Physical reality

As far as reality is concerned, few scientists will claim themselves to be non-realists or anti-realists. In other words, few scientists admit that they are not interested in (a non-realist position) or deny (an anti-realist position) the existence of objective reality. Thus, if realism is the tenet of believing in objective reality, almost every scientist will claim herself to be a realist.

But what, then, is physical reality? A standard answer can be traced back to René Descartes (1596-1650): physical reality is matter and the properties thereof. Moreover, matter is an extended, inert substance. These ``things'' are simply there whether somebody is watching or not. In other words, physical reality is independent of observers. More specifically, these properties (such as linear momentum, angular momentum, energy, coordinates, charge, mass, etc.) are well defined since there are methods to retrieve them and they yield the same properties every time. Let us call this the ``classical concept of physical reality.''

This belief in objective reality squares well with the classical Newtonian world view, although this view has to be subject to a great but not essential revision in the Special and General Theory of Relativity. In the Theory of Relativity, mass and energy can be converted into each other, therefore substance is not inert; moreover, physical properties are dependent on the observer at his/her space-time vantage point. Nevertheless, the ``classical concept of reality'' remains sound and valid as far as its well-definedness is concerned, for objective properties can still be retained. Specifically, gravitation -- as the curvature of space-time -- is to be contemplated from outside of space-time and is an objective property.

Even in classical statistical mechanics, in which the exact determination of momentum and position of a particle is completely out of the question, the ``classical concept of reality'' still squares well with the Newtonian world view. This is because in classical statistic mechanics the position and momentum of the particle are well-defined -- the position and momentum of the particle are objectively there, even if I (or anyone else) do not know how big they are. It is qualitatively different to say that one cannot know how big they are. In fact, what are relevant in classical statistical mechanics are the aggregate properties of particles (e.g. molecules) such as temperature or pressure. A realist position can be still retained.

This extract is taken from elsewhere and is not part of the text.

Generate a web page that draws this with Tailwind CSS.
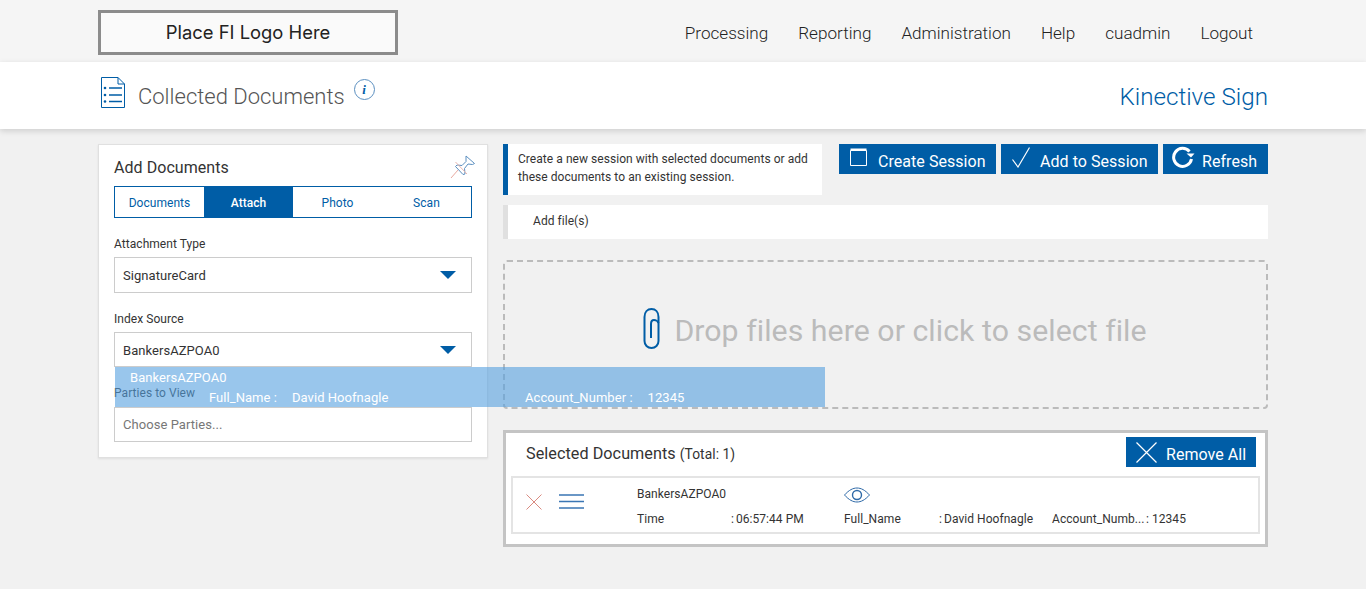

When it comes to quantum mechanics, the picture of ``classical concept of reality'' encounters a real crisis. First of all there is the Uncertainty Principle stating that one cannot accurately measure momentum and position at the same time. Furthermore, the decision of what to observe may play a crucial role: either the position or the momentum can be measured, but not both. The observer has the freedom, so to speak, to choose which one she prefers and this will change the properties of a quantum system. Specifically, if the position of a particle is measured accurately, its momentum will turn out to be fully random. If, however, the momentum of a particle is measured accurately, its position will turn out to be fully random.

Before going into details, we have to mention a standard high-school ``explanation'' of the Uncertainty Principle, which is seemingly able to restore the classical view. According to this ``explanation,'' a measurement ``disturbs'' the system so that the particle is either violently pushed away (when momentum is being measured and one cannot know the exact position) or confined (when the position is being measured and one cannot know the exact momentum). Objective properties such as momentum and position are ``actually'' there. In this way one hopes that the ``classical concept of reality'' can still be maintained. But this is not correct. The disturbance ``interpretation'' has been refuted again and again, most recently by the experimental tests of Bell's Inequality (see e.g. [10]). In fact, for many there seems to be no intuitively valid models that get away from the Uncertainty Principle without resorting to non-realist (such as the Copenhagen Interpretation) or intuitively very bizarre models (such as the Many-World Interpretation [19]).

Moreover, in quantum mechanics one talks about the duality of wave and particle. The behavior of a particle is described by a complex-valued wave function. The Uncertainty Principle states that coordinates alone are enough to describe the behaviors of a quantum object. These behaviors are stochastic, however. Specifically, if the wave function of a particle is $\psi (\vec x,t)$, where $\vec x$ is a coordinate vector, the probability of finding a particle in an infinitesimal volume $S$ is:

$$\int_S {\left\vert {\psi (\vec x,t)} \right\vert^2dV}.$$ (2.1)

A bizarre implication of wave functions is that a wave function is seldom confined to a finite space. Thus the particle can be everywhere, albeit with extremely low probability in some places. Only when a measurement is performed, can a physical property manifest itself. This is a profound challenge to well-definedness, for what happens if nobody does the measurement? Are the properties still there? A standard answer is that we cannot know so we should not care. In this sense, quantum mechanics demands a fundamental revision of the ``classical concept of reality,'' if not a total abandonment.